Only lines holding the word "TypeScript" should be copied from the material.

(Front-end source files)
....

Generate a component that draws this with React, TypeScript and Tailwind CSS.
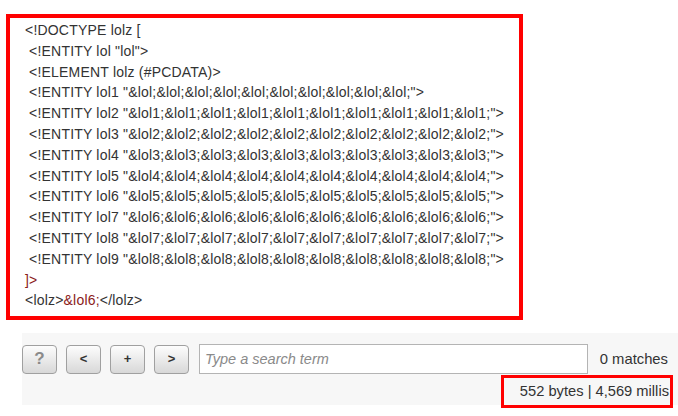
import React from "react";

const lines: { text: string; red?: boolean }[] = [
  { text: "<!DOCTYPE lolz [" },
  { text: " <!ENTITY lol \"lol\">" },
  { text: " <!ELEMENT lolz (#PCDATA)>" },
  { text: " <!ENTITY lol1 \"&lol;&lol;&lol;&lol;&lol;&lol;&lol;&lol;&lol;&lol;\">" },
  { text: " <!ENTITY lol2 \"&lol1;&lol1;&lol1;&lol1;&lol1;&lol1;&lol1;&lol1;&lol1;&lol1;\">" },
  { text: " <!ENTITY lol3 \"&lol2;&lol2;&lol2;&lol2;&lol2;&lol2;&lol2;&lol2;&lol2;&lol2;\">" },
  { text: " <!ENTITY lol4 \"&lol3;&lol3;&lol3;&lol3;&lol3;&lol3;&lol3;&lol3;&lol3;&lol3;\">" },
  { text: " <!ENTITY lol5 \"&lol4;&lol4;&lol4;&lol4;&lol4;&lol4;&lol4;&lol4;&lol4;&lol4;\">" },
  { text: " <!ENTITY lol6 \"&lol5;&lol5;&lol5;&lol5;&lol5;&lol5;&lol5;&lol5;&lol5;&lol5;\">" },
  { text: " <!ENTITY lol7 \"&lol6;&lol6;&lol6;&lol6;&lol6;&lol6;&lol6;&lol6;&lol6;&lol6;\">" },
  { text: " <!ENTITY lol8 \"&lol7;&lol7;&lol7;&lol7;&lol7;&lol7;&lol7;&lol7;&lol7;&lol7;\">" },
  { text: " <!ENTITY lol9 \"&lol8;&lol8;&lol8;&lol8;&lol8;&lol8;&lol8;&lol8;&lol8;&lol8;\">" },
];

function ToolButton({ label, faded }: { label: string; faded?: boolean }) {
  return (
    <button
      className={
        "w-[35px] h-[29px] rounded-[4px] border border-[#a0a0a0] bg-gradient-to-b from-[#fdfdfd] to-[#d8d8d8] flex items-center justify-center font-bold " +
        (faded ? "text-[17px] text-[#8a8a8a]" : "text-[13px] text-[#333]")
      }
    >
      {label}
    </button>
  );
}

export default function App() {
  return (
    <div className="w-[678px] h-[416px] bg-white font-['Liberation_Sans',Arial,sans-serif] overflow-hidden">
      <div className="ml-[6px] mt-[14px] w-[517px] h-[306px] border-4 border-[#ff0000] pl-[15px] pt-[2px] text-[14px] tracking-[0.2px] leading-[20.8px] text-[#333]">
        {lines.map((l, i) => (
          <div key={i} className="whitespace-pre">
            {l.text}
          </div>
        ))}
        <div className="text-[#8b1a1a]">]&gt;</div>
        <div className="whitespace-pre">
          &lt;lolz&gt;<span className="text-[#8b1a1a]">&amp;lol6;</span>&lt;/lolz&gt;
        </div>
      </div>

      <div className="ml-[22px] mt-[13px] h-[72px] pt-[11px] bg-[#f7f7f7]">
        <div className="flex items-center gap-[9px] h-[30px]">
          <ToolButton label="?" faded />
          <ToolButton label="<" />
          <ToolButton label="+" />
          <ToolButton label=">" />
          <input
            className="ml-[1px] w-[389px] h-[30px] border border-[#b4b4b4] bg-white px-[5px] text-[14.5px] italic text-[#333] placeholder:text-[#8a8a8a] outline-none"
            placeholder="Type a search term"
          />
          <div className="flex-1 text-right pr-[10px] text-[14.8px] text-[#333]">0 matches</div>
        </div>
        <div className="flex justify-end">
          <div className="mr-[5px] mt-[1px] w-[172px] h-[33px] border-[3px] border-[#ff0000] flex items-center justify-end pr-[1px] text-[14.7px] text-[#333]">
            552 bytes | 4,569 millis
          </div>
        </div>
      </div>
    </div>
  );
}
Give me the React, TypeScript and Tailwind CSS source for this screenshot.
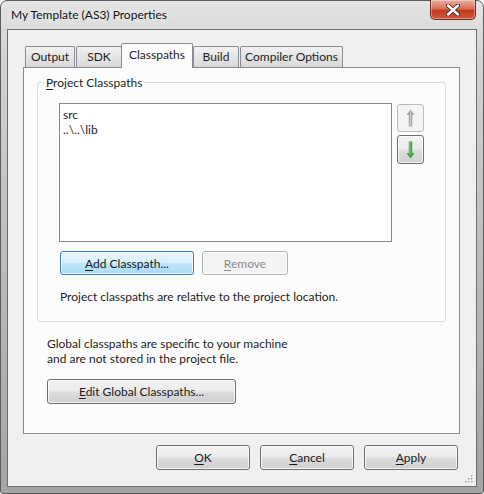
import React from "react";

const font = "font-['Lato','Noto_Sans',sans-serif]";

function Key({ c }: { c: string }) {
  return <span className="underline underline-offset-[2px] decoration-[1px]">{c}</span>;
}

function WinButton({
  children,
  w,
  h = 25,
  focused = false,
  disabled = false,
}: {
  children: React.ReactNode;
  w: string;
  h?: number;
  focused?: boolean;
  disabled?: boolean;
}) {
  let cls =
    "border-[#707070] bg-[linear-gradient(#f2f2f2_0%,#ebebeb_48%,#dddddd_52%,#cfcfcf_100%)] text-[#1a1a1a]";
  if (focused)
    cls =
      "border-[#3c7fb1] bg-[linear-gradient(#eaf6fd_0%,#d9f0fc_48%,#bee6fd_52%,#a7d9f5_100%)] text-[#1a1a1a]";
  if (disabled) cls = "border-[#adb2b5] bg-[#f4f4f4] text-[#8a8a8a]";
  return (
    <div
      className={`${w} ${cls} flex items-center justify-center rounded-[3px] border shadow-[inset_0_0_0_1px_rgba(255,255,255,0.75)]`}
      style={{ height: h }}
    >
      {children}
    </div>
  );
}

function Tab({ label, cls, selected = false }: { label: string; cls: string; selected?: boolean }) {
  if (selected)
    return (
      <div
        className={`${cls} relative z-10 h-[25px] -mb-px flex items-start justify-center pt-[3px] rounded-t-[2px] border border-b-0 border-[#898c95] bg-[#fcfcfc]`}
      >
        {label}
      </div>
    );
  return (
    <div
      className={`${cls} h-[21px] flex items-center justify-center rounded-t-[2px] border border-b-0 border-[#898c95] bg-[linear-gradient(#f2f2f2,#e4e4e4_50%,#d9d9d9)] pb-[1px]`}
    >
      {label}
    </div>
  );
}

export default function App() {
  return (
    <div
      className={`${font} text-[12px] leading-[15px] text-[#1e1e1e] w-[484px] h-[494px] flex flex-col rounded-t-[7px] rounded-b-[3px] border border-[#5b5b5b] bg-[linear-gradient(#e4e4e4_0%,#d2d2d2_12%,#b8b8b8_60%,#a4a4a4_100%)]`}
    >
      {/* title bar */}
      <div className="h-[28px] flex items-start justify-between">
        <div className="pl-[10px] pt-[6px] text-[#111] [text-shadow:0_0_6px_rgba(255,255,255,0.9)]">
          My Template (AS3) Properties
        </div>
        <div className="mr-[7px] -mt-px w-[46px] h-[20px] flex items-center justify-center rounded-b-[5px] border border-t-0 border-[#6b2c22] bg-[linear-gradient(#eab0a0_0%,#d9715a_45%,#c2391d_55%,#d45a3c_100%)] shadow-[inset_0_0_0_1px_rgba(255,255,255,0.35)]">
          <svg width="14" height="12" viewBox="0 0 14 12">
            <path d="M2 1.5 L12 10.5 M12 1.5 L2 10.5" stroke="#3a2a2a" strokeWidth="4.2" strokeLinecap="round" />
            <path d="M2 1.5 L12 10.5 M12 1.5 L2 10.5" stroke="#ffffff" strokeWidth="2.4" strokeLinecap="round" />
          </svg>
        </div>
      </div>

      {/* client area */}
      <div className="relative mx-[6px] h-[458px] border border-[#6e6e6e] bg-[#f0f0f0] flex flex-col">
        {/* tab control */}
        <div className="ml-[15px] mt-[13px] w-[437px] flex flex-col">
          <div className="h-[24px] flex items-end pl-[2px]">
            <Tab label="Output" cls="w-[50px]" />
            <Tab label="SDK" cls="ml-[1px] w-[46px]" />
            <Tab label="Classpaths" cls="-ml-[1px] w-[72px]" selected />
            <Tab label="Build" cls="w-[46px]" />
            <Tab label="Compiler Options" cls="ml-[1px] w-[103px]" />
          </div>
          <div className="h-[367px] border border-[#898c95] bg-[#fcfcfc] flex flex-col">
            {/* group box */}
            <div className="relative ml-[13px] mt-[14px] w-[409px] h-[240px] rounded-[3px] border border-[#d5dfe5] flex flex-col pl-[21px] pt-[20px]">
              <div className="absolute -top-[8px] left-[6px] px-[2px] bg-[#fcfcfc]">
                <Key c="P" />roject Classpaths
              </div>
              <div className="flex items-start">
                <div className="w-[333px] h-[139px] border border-[#828790] bg-white pl-[3px] pt-[3px]">
                  <div>src</div>
                  <div>..\..\lib</div>
                </div>
                <div className="ml-[5px] mt-px flex flex-col gap-[3px]">
                  <div className="w-[27px] h-[28px] rounded-[3px] border border-[#b8bcbf] bg-[#f4f4f4] flex items-center justify-center">
                    <svg width="9" height="18" viewBox="0 0 9 18">
                      <path d="M4.5 0.5 L8.5 6 L6.2 6 L6.2 17.5 L2.8 17.5 L2.8 6 L0.5 6 Z" fill="#a6a6a6" />
                      <path d="M4.5 2 L4.5 17" stroke="#cfcfcf" strokeWidth="1" />
                    </svg>
                  </div>
                  <div className="w-[27px] h-[29px] rounded-[3px] border border-[#707070] bg-[linear-gradient(#f2f2f2_0%,#ebebeb_48%,#dddddd_52%,#cfcfcf_100%)] shadow-[inset_0_0_0_1px_rgba(255,255,255,0.75)] flex items-center justify-center">
                    <svg width="9" height="18" viewBox="0 0 9 18">
                      <path d="M4.5 17.5 L8.5 12 L6.2 12 L6.2 0.5 L2.8 0.5 L2.8 12 L0.5 12 Z" fill="#3f9f3f" />
                      <path d="M4 1 L4 14" stroke="#8fd88f" strokeWidth="1" />
                    </svg>
                  </div>
                </div>
              </div>
              <div className="ml-px mt-[9px] flex gap-[8px]">
                <WinButton w="w-[134px]" h={24} focused>
                  <span>
                    <Key c="A" />dd Classpath...
                  </span>
                </WinButton>
                <WinButton w="w-[86px]" h={24} disabled>
                  <span>
                    <Key c="R" />emove
                  </span>
                </WinButton>
              </div>
              <div className="ml-px mt-[14px] leading-[16px]">
                Project classpaths are relative to the project location.
              </div>
            </div>

            <div className="pl-[23px] mt-[14px]">
              <div>Global classpaths are specific to your machine</div>
              <div>and are not stored in the project file.</div>
            </div>
            <div className="pl-[23px] mt-[13px]">
              <WinButton w="w-[189px]">
                <span>
                  <Key c="E" />dit Global Classpaths...
                </span>
              </WinButton>
            </div>
          </div>
        </div>

        {/* dialog buttons */}
        <div className="mt-[11px] flex justify-end gap-[10px] pr-[18px]">
          <WinButton w="w-[94px]">
            <span>
              <Key c="O" />K
            </span>
          </WinButton>
          <WinButton w="w-[94px]">
            <span>
              <Key c="C" />ancel
            </span>
          </WinButton>
          <WinButton w="w-[94px]">
            <span>
              <Key c="A" />pply
            </span>
          </WinButton>
        </div>

        {/* size grip */}
        <svg className="absolute right-[2px] bottom-[2px]" width="10" height="10" viewBox="0 0 10 10">
          {[
            [8, 2],
            [5, 5],
            [8, 5],
            [2, 8],
            [5, 8],
            [8, 8],
          ].map(([x, y], i) => (
            <g key={i}>
              <rect x={x} y={y} width="1.5" height="1.5" fill="#ffffff" />
              <rect x={x - 1} y={y - 1} width="1.5" height="1.5" fill="#a0a0a0" />
            </g>
          ))}
        </svg>
      </div>
    </div>
  );
}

....

**Result of the task**
Generate a component that draws this with React, TypeScript and Tailwind CSS.
Give me the React, TypeScript and Tailwind CSS source for this screenshot.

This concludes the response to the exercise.